Tuesday, July 19, 2011

Life In Every Word

I've been burdened by thoughts of how I should act--how I should love, how I should serve the poor, how I should not react in anger, lust, envy. I've been very aware of my shortcomings, and increasingly aware of my lack of willpower in certain areas. Everything that I can't and couldn't be has been brought before me, and I have felt pretty helpless, seeking ways to make myself feel better, to feel SOMETHING, to rid myself of this need for change. When the only change that was needed, was in my heart.

I am hopelessly flawed, and ever so aware of how I come short, but with Jesus, it doesn't matter. It doesn't matter that I come to him unable to love completely, to rid myself of jealousy, lust, selfishness, and bitterness. It doesn't matter that I fall short in the areas of serving the poor, and helping those less fortunate than me. What matters is that I believe God. What matter is that I have faith in Christ, and that I come to him, and let him forgive me and change me for the better. I'm right, I can't do these things that I long and know to do, because I haven't put my faith in him. I've put my faith in myself. I've put my faith in my job, my friends, my lifestyle, my family and other things.

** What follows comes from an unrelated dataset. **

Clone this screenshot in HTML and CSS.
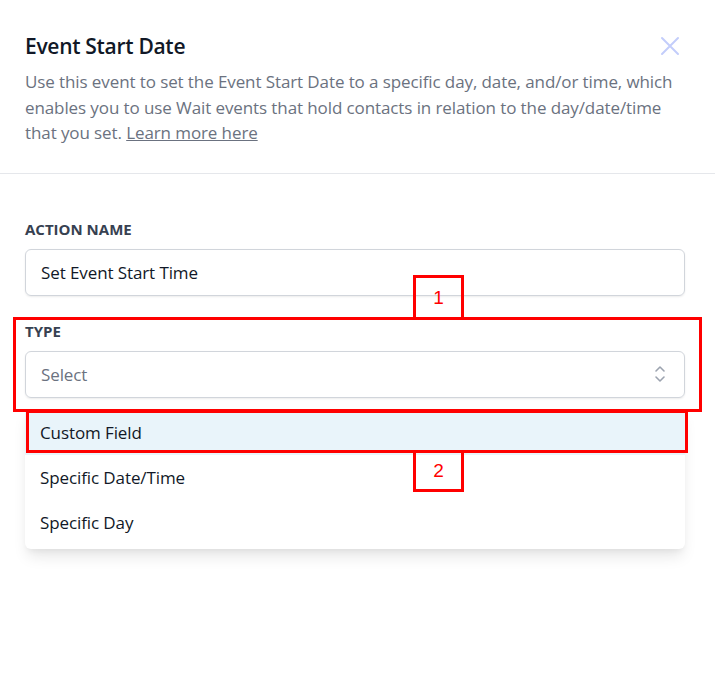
FILE: index.html
```html
<!DOCTYPE html>
<html>
<head>
<meta charset="utf-8">
<link rel="stylesheet" href="styles.css">
</head>
<body>
<div class="panel">
  <header class="header">
    <div class="title-row">
      <h1 class="title">Event Start Date</h1>
      <button class="close" aria-label="Close">
        <svg width="20" height="20" viewBox="0 0 20 20"><path d="M2 2L18 18M18 2L2 18" stroke="#c3cdfb" stroke-width="2" stroke-linecap="round"/></svg>
      </button>
    </div>
    <p class="desc">Use this event to set the Event Start Date to a specific day, date, and/or time, which enables you to use Wait events that hold contacts in relation to the day/date/time that you set. <a class="link" href="#">Learn more here</a></p>
  </header>
  <main class="body">
    <div class="field">
      <label class="label">ACTION NAME</label>
      <div class="input">Set Event Start Time</div>
    </div>
    <div class="field field-type">
      <label class="label">TYPE</label>
      <div class="select-wrap">
        <div class="input select">
          <span class="placeholder">Select</span>
          <svg class="chev" width="12" height="20" viewBox="0 0 12 20"><path d="M2 7L6 3L10 7M2 13L6 17L10 13" fill="none" stroke="#9ca3af" stroke-width="1.6" stroke-linecap="round" stroke-linejoin="round"/></svg>
        </div>
        <ul class="menu">
          <li class="opt active">Custom Field</li>
          <li class="opt">Specific Date/Time</li>
          <li class="opt">Specific Day</li>
        </ul>
      </div>
    </div>
  </main>
  <div class="anno anno-big"></div>
  <div class="anno anno-tag tag1">1</div>
  <div class="anno anno-row"></div>
  <div class="anno anno-tag tag2">2</div>
</div>
</body>
</html>
```

FILE: styles.css
```css
* { box-sizing: border-box; }
body {
  margin: 0;
  background: #fff;
  font-family: "Open Sans", "Noto Sans", sans-serif;
  color: #111827;
}
.panel {
  position: relative;
  width: 715px;
  height: 681px;
  overflow: hidden;
}
.header {
  padding: 32px 25px 27px 25px;
  border-bottom: 1px solid #e5e7eb;
}
.title-row {
  display: flex;
  justify-content: space-between;
  align-items: center;
}
.title {
  margin: 0;
  font-size: 21px;
  font-weight: 600;
  line-height: 28px;
  color: #111827;
  letter-spacing: -0.3px;
}
.close {
  background: none;
  border: 0;
  padding: 0;
  margin-right: 10px;
  width: 20px;
  height: 20px;
  display: flex;
}
.desc {
  margin: 9px 0 0 0;
  font-size: 17px;
  line-height: 25.5px;
  color: #6b7280;
  letter-spacing: -0.1px;
}
.link {
  color: #6b7280;
  text-decoration: underline;
}
.body {
  padding: 45px 30px 0 25px;
}
.field { display: flex; flex-direction: column; }
.label {
  font-size: 15px;
  font-weight: 700;
  color: #374151;
  line-height: 20px;
  margin-bottom: 10px;
}
.input {
  height: 47px;
  border: 1px solid #d1d5db;
  border-radius: 6px;
  box-shadow: 0 1px 2px rgba(0,0,0,0.08);
  padding: 0 15px;
  display: flex;
  align-items: center;
  font-size: 17px;
  color: #111827;
  letter-spacing: -0.1px;
}
.field-type { margin-top: 25px; }
.select-wrap { position: relative; }
.select { justify-content: space-between; padding-right: 18px; }
.placeholder { color: #6b7280; }
.menu {
  position: absolute;
  left: 0;
  right: 0;
  top: 55px;
  margin: 0;
  padding: 4px 0;
  list-style: none;
  background: #fff;
  border-radius: 6px;
  box-shadow: 0 10px 15px -3px rgba(0,0,0,0.1), 0 4px 6px -2px rgba(0,0,0,0.05);
}
.opt {
  height: 45px;
  display: flex;
  align-items: center;
  padding: 0 15px;
  font-size: 17px;
  color: #111827;
  letter-spacing: -0.1px;
}
.opt.active { background: #e9f4fa; }
.anno {
  position: absolute;
  border: 3px solid #ff0000;
}
.anno-big { left: 13px; top: 317px; width: 689px; height: 95px; }
.anno-row { left: 26px; top: 410px; width: 662px; height: 43px; }
.anno-tag {
  width: 51px;
  height: 42px;
  color: #ff0000;
  font-family: "Liberation Sans", Arial, sans-serif;
  font-size: 19px;
  display: flex;
  align-items: center;
  justify-content: center;
  background: transparent;
}
.tag1 { left: 413px; top: 275px; height: 45px; }
.tag2 { left: 413px; top: 450px; width: 51px; }
```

It's so simple: "We who are Jews by birth and not 'Gentile sinners' know that a man is not justified by observing the law, but by faith in Jesus Christ. So we, too, have put our faith in Christ Jesus that we may be justified by faith in Christ and not by observing the law, because by observing the law no one will be justified." Gal 2:15-16

"Consider Abraham: 'He believed God, and it was credited to him as righteousness." Gal 3:6

It is belief, that saves us. It is truly believing, that saves us, and living in that belief that gives us a full life. How can I ever think to love and be all that he wants me to be without coming to him first, by believing, and letting him change me? I can't do this on my own. I can't follow all the steps and then viola! step into this new phase of enlightenedness. No, it is him moving through me, him living in me, him breathing life and truth. What a wonderful, freeing, breathtaking truth. My next step is easy, coming to him daily, knowing that he is the way to this "Life In Every Word" that I've been wanting so desperately.